Restate all the material verbatim, except for the pictures.

-- start of Collected data --

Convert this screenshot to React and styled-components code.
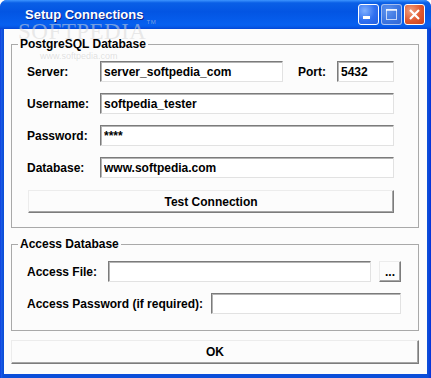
import React from 'react'
import styled, { createGlobalStyle } from 'styled-components'

const GlobalStyle = createGlobalStyle`
  body {
    margin: 0;
    background: #ffffff;
    font-family: "Liberation Sans", Arial, sans-serif;
  }
`

const Window = styled.div`
  position: relative;
  width: 431px;
  height: 378px;
  display: flex;
  flex-direction: column;
  background: linear-gradient(to right, #0831d9 0, #1c5de8 1px, #0b4ed9 3px, #0b4ed9 calc(100% - 3px), #0831d9 100%);
  border-radius: 7px 7px 0 0;
  overflow: hidden;
`

const TitleBar = styled.div`
  height: 29px;
  flex: none;
  display: flex;
  align-items: center;
  padding: 0 6px 0 25px;
  background: linear-gradient(to bottom, #3d95ff 0%, #0a5fe6 10%, #0355e3 40%, #0660f0 86%, #0658e6 93%, #0346d6 100%);
`

const Title = styled.div`
  flex: 1;
  color: #ffffff;
  font-weight: bold;
  font-size: 13px;
  text-shadow: 1px 1px 0 #0b1f86;
`

const CtlButton = styled.div`
  width: 21px;
  height: 21px;
  box-sizing: border-box;
  margin-left: 2px;
  border: 1px solid ${p => (p.$dim ? 'rgba(255,255,255,0.55)' : '#ffffff')};
  border-radius: 3px;
  display: flex;
  align-items: center;
  justify-content: center;
  background: ${p =>
    p.$close
      ? 'radial-gradient(circle at 30% 30%, #f0a080 0%, #e0582f 55%, #c8411c 100%)'
      : p.$dim
        ? 'radial-gradient(circle at 30% 30%, #5e93ee 0%, #3a74e0 60%, #3468d6 100%)'
        : 'radial-gradient(circle at 30% 30%, #7fb0ff 0%, #2f6ff0 55%, #2460e0 100%)'};
`

const Client = styled.div`
  flex: 1;
  margin: 0 4px 4px 4px;
  padding: 8px 8px 8px 7px;
  background: #fcfcfc;
  display: flex;
  flex-direction: column;
  gap: 9px;
`

const Group = styled.fieldset`
  margin: 0;
  padding: 0;
  min-width: 0;
  border: 1px solid #a9a9a9;
`

const Legend = styled.legend`
  margin-left: 6px;
  padding: 0 2px;
  font-size: 12px;
  line-height: 14px;
  font-weight: bold;
  color: #000;
`

const GroupBody = styled.div`
  display: flex;
  flex-direction: column;
  gap: 11px;
  padding: ${p => p.$pad};
`

const Row = styled.div`
  display: flex;
  align-items: center;
`

const Label = styled.div`
  flex: none;
  width: ${p => (p.$width ? `${p.$width}px` : 'auto')};
  margin: ${p => p.$margin || '0'};
  font-size: 12px;
  font-weight: bold;
  color: #000;
  white-space: nowrap;
`

const Field = styled.input`
  box-sizing: border-box;
  height: 21px;
  width: ${p => (p.$width ? `${p.$width}px` : 'auto')};
  flex: ${p => (p.$width ? 'none' : '1')};
  min-width: 0;
  padding: 0 3px;
  border: 1px solid;
  border-color: #7b7b7b #e2e2e2 #e2e2e2 #7b7b7b;
  box-shadow: inset 1px 1px 0 #b4b4b4;
  background: #ffffff;
  font-family: "Liberation Sans", Arial, sans-serif;
  font-size: 12px;
  font-weight: bold;
  color: #000;
  outline: none;
`

const Button = styled.button`
  box-sizing: border-box;
  height: ${p => p.$height}px;
  width: ${p => (p.$width ? `${p.$width}px` : 'auto')};
  flex: none;
  margin: ${p => p.$margin || '0'};
  padding: 0;
  border: 1px solid;
  border-color: #ececec #7c7c7c #7c7c7c #ececec;
  box-shadow: inset -1px -1px 0 #a6a6a6;
  background: #fcfcfc;
  font-family: "Liberation Sans", Arial, sans-serif;
  font-size: 12px;
  font-weight: bold;
  color: #000;
`

const Watermark = styled.div`
  position: absolute;
  left: 18px;
  top: 19px;
  font-family: "Liberation Serif", "Times New Roman", serif;
  font-size: 23px;
  letter-spacing: 0.5px;
  color: rgba(215, 215, 215, 0.55);
  pointer-events: none;
`

const WatermarkTm = styled.span`
  font-family: "Liberation Sans", Arial, sans-serif;
  font-size: 6px;
  vertical-align: top;
`

const WatermarkUrl = styled.div`
  position: absolute;
  left: 40px;
  top: 51px;
  font-size: 9px;
  color: rgba(190, 190, 190, 0.45);
  pointer-events: none;
`

const noop = () => {}

export default function App () {
  return (
    <>
      <GlobalStyle />
      <Window>
        <TitleBar>
          <Title>Setup Connections</Title>
          <CtlButton>
            <svg width='19' height='19' viewBox='0 0 19 19'>
              <rect x='4' y='11' width='7' height='3' fill='#fff' />
            </svg>
          </CtlButton>
          <CtlButton $dim>
            <svg width='19' height='19' viewBox='0 0 19 19'>
              <rect x='4.5' y='4.5' width='10' height='10' fill='none' stroke='rgba(255,255,255,0.7)' />
              <rect x='4' y='4' width='11' height='2' fill='rgba(255,255,255,0.7)' />
            </svg>
          </CtlButton>
          <CtlButton $close>
            <svg width='19' height='19' viewBox='0 0 19 19'>
              <path d='M5 5 L14 14 M14 5 L5 14' stroke='#fff' strokeWidth='2.2' />
            </svg>
          </CtlButton>
        </TitleBar>
        <Client>
          <Group>
            <Legend>PostgreSQL Database</Legend>
            <GroupBody $pad='10px 24px 14px 15px'>
              <Row>
                <Label $width={73}>Server:</Label>
                <Field $width={183} value='server_softpedia_com' onChange={noop} />
                <Label $margin='0 11px 0 15px'>Port:</Label>
                <Field value='5432' onChange={noop} />
              </Row>
              <Row>
                <Label $width={73}>Username:</Label>
                <Field value='softpedia_tester' onChange={noop} />
              </Row>
              <Row>
                <Label $width={73}>Password:</Label>
                <Field value='****' onChange={noop} />
              </Row>
              <Row>
                <Label $width={73}>Database:</Label>
                <Field value='www.softpedia.com' onChange={noop} />
              </Row>
              <Button $height={23} $margin='1px 0 0 1px'>Test Connection</Button>
            </GroupBody>
          </Group>
          <Group>
            <Legend>Access Database</Legend>
            <GroupBody $pad='10px 17px 16px 15px'>
              <Row>
                <Label $width={81}>Access File:</Label>
                <Field value='' onChange={noop} />
                <Button $height={21} $width={22} $margin='0 0 0 8px'>...</Button>
              </Row>
              <Row>
                <Label $width={184}>Access Password (if required):</Label>
                <Field value='' onChange={noop} />
              </Row>
            </GroupBody>
          </Group>
          <Button $height={24}>OK</Button>
        </Client>
        <Watermark>SOFTPEDIA<WatermarkTm>TM</WatermarkTm></Watermark>
        <WatermarkUrl>www.softpedia.com</WatermarkUrl>
      </Window>
    </>
  )
}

-- end of Collected data --

● **Result of the task**
Convert this screenshot to React and styled-components code.
import React from 'react'
import styled, { createGlobalStyle } from 'styled-components'

const GlobalStyle = createGlobalStyle`
  body {
    margin: 0;
    background: #ffffff;
    font-family: "Liberation Sans", Arial, sans-serif;
  }
`

const Window = styled.div`
  position: relative;
  width: 431px;
  height: 378px;
  display: flex;
  flex-direction: column;
  background: linear-gradient(to right, #0831d9 0, #1c5de8 1px, #0b4ed9 3px, #0b4ed9 calc(100% - 3px), #0831d9 100%);
  border-radius: 7px 7px 0 0;
  overflow: hidden;
`

const TitleBar = styled.div`
  height: 29px;
  flex: none;
  display: flex;
  align-items: center;
  padding: 0 6px 0 25px;
  background: linear-gradient(to bottom, #3d95ff 0%, #0a5fe6 10%, #0355e3 40%, #0660f0 86%, #0658e6 93%, #0346d6 100%);
`

const Title = styled.div`
  flex: 1;
  color: #ffffff;
  font-weight: bold;
  font-size: 13px;
  text-shadow: 1px 1px 0 #0b1f86;
`

const CtlButton = styled.div`
  width: 21px;
  height: 21px;
  box-sizing: border-box;
  margin-left: 2px;
  border: 1px solid ${p => (p.$dim ? 'rgba(255,255,255,0.55)' : '#ffffff')};
  border-radius: 3px;
  display: flex;
  align-items: center;
  justify-content: center;
  background: ${p =>
    p.$close
      ? 'radial-gradient(circle at 30% 30%, #f0a080 0%, #e0582f 55%, #c8411c 100%)'
      : p.$dim
        ? 'radial-gradient(circle at 30% 30%, #5e93ee 0%, #3a74e0 60%, #3468d6 100%)'
        : 'radial-gradient(circle at 30% 30%, #7fb0ff 0%, #2f6ff0 55%, #2460e0 100%)'};
`

const Client = styled.div`
  flex: 1;
  margin: 0 4px 4px 4px;
  padding: 8px 8px 8px 7px;
  background: #fcfcfc;
  display: flex;
  flex-direction: column;
  gap: 9px;
`

const Group = styled.fieldset`
  margin: 0;
  padding: 0;
  min-width: 0;
  border: 1px solid #a9a9a9;
`

const Legend = styled.legend`
  margin-left: 6px;
  padding: 0 2px;
  font-size: 12px;
  line-height: 14px;
  font-weight: bold;
  color: #000;
`

const GroupBody = styled.div`
  display: flex;
  flex-direction: column;
  gap: 11px;
  padding: ${p => p.$pad};
`

const Row = styled.div`
  display: flex;
  align-items: center;
`

const Label = styled.div`
  flex: none;
  width: ${p => (p.$width ? `${p.$width}px` : 'auto')};
  margin: ${p => p.$margin || '0'};
  font-size: 12px;
  font-weight: bold;
  color: #000;
  white-space: nowrap;
`

const Field = styled.input`
  box-sizing: border-box;
  height: 21px;
  width: ${p => (p.$width ? `${p.$width}px` : 'auto')};
  flex: ${p => (p.$width ? 'none' : '1')};
  min-width: 0;
  padding: 0 3px;
  border: 1px solid;
  border-color: #7b7b7b #e2e2e2 #e2e2e2 #7b7b7b;
  box-shadow: inset 1px 1px 0 #b4b4b4;
  background: #ffffff;
  font-family: "Liberation Sans", Arial, sans-serif;
  font-size: 12px;
  font-weight: bold;
  color: #000;
  outline: none;
`

const Button = styled.button`
  box-sizing: border-box;
  height: ${p => p.$height}px;
  width: ${p => (p.$width ? `${p.$width}px` : 'auto')};
  flex: none;
  margin: ${p => p.$margin || '0'};
  padding: 0;
  border: 1px solid;
  border-color: #ececec #7c7c7c #7c7c7c #ececec;
  box-shadow: inset -1px -1px 0 #a6a6a6;
  background: #fcfcfc;
  font-family: "Liberation Sans", Arial, sans-serif;
  font-size: 12px;
  font-weight: bold;
  color: #000;
`

const Watermark = styled.div`
  position: absolute;
  left: 18px;
  top: 19px;
  font-family: "Liberation Serif", "Times New Roman", serif;
  font-size: 23px;
  letter-spacing: 0.5px;
  color: rgba(215, 215, 215, 0.55);
  pointer-events: none;
`

const WatermarkTm = styled.span`
  font-family: "Liberation Sans", Arial, sans-serif;
  font-size: 6px;
  vertical-align: top;
`

const WatermarkUrl = styled.div`
  position: absolute;
  left: 40px;
  top: 51px;
  font-size: 9px;
  color: rgba(190, 190, 190, 0.45);
  pointer-events: none;
`

const noop = () => {}

export default function App () {
  return (
    <>
      <GlobalStyle />
      <Window>
        <TitleBar>
          <Title>Setup Connections</Title>
          <CtlButton>
            <svg width='19' height='19' viewBox='0 0 19 19'>
              <rect x='4' y='11' width='7' height='3' fill='#fff' />
            </svg>
          </CtlButton>
          <CtlButton $dim>
            <svg width='19' height='19' viewBox='0 0 19 19'>
              <rect x='4.5' y='4.5' width='10' height='10' fill='none' stroke='rgba(255,255,255,0.7)' />
              <rect x='4' y='4' width='11' height='2' fill='rgba(255,255,255,0.7)' />
            </svg>
          </CtlButton>
          <CtlButton $close>
            <svg width='19' height='19' viewBox='0 0 19 19'>
              <path d='M5 5 L14 14 M14 5 L5 14' stroke='#fff' strokeWidth='2.2' />
            </svg>
          </CtlButton>
        </TitleBar>
        <Client>
          <Group>
            <Legend>PostgreSQL Database</Legend>
            <GroupBody $pad='10px 24px 14px 15px'>
              <Row>
                <Label $width={73}>Server:</Label>
                <Field $width={183} value='server_softpedia_com' onChange={noop} />
                <Label $margin='0 11px 0 15px'>Port:</Label>
                <Field value='5432' onChange={noop} />
              </Row>
              <Row>
                <Label $width={73}>Username:</Label>
                <Field value='softpedia_tester' onChange={noop} />
              </Row>
              <Row>
                <Label $width={73}>Password:</Label>
                <Field value='****' onChange={noop} />
              </Row>
              <Row>
                <Label $width={73}>Database:</Label>
                <Field value='www.softpedia.com' onChange={noop} />
              </Row>
              <Button $height={23} $margin='1px 0 0 1px'>Test Connection</Button>
            </GroupBody>
          </Group>
          <Group>
            <Legend>Access Database</Legend>
            <GroupBody $pad='10px 17px 16px 15px'>
              <Row>
                <Label $width={81}>Access File:</Label>
                <Field value='' onChange={noop} />
                <Button $height={21} $width={22} $margin='0 0 0 8px'>...</Button>
              </Row>
              <Row>
                <Label $width={184}>Access Password (if required):</Label>
                <Field value='' onChange={noop} />
              </Row>
            </GroupBody>
          </Group>
          <Button $height={24}>OK</Button>
        </Client>
        <Watermark>SOFTPEDIA<WatermarkTm>TM</WatermarkTm></Watermark>
        <WatermarkUrl>www.softpedia.com</WatermarkUrl>
      </Window>
    </>
  )
}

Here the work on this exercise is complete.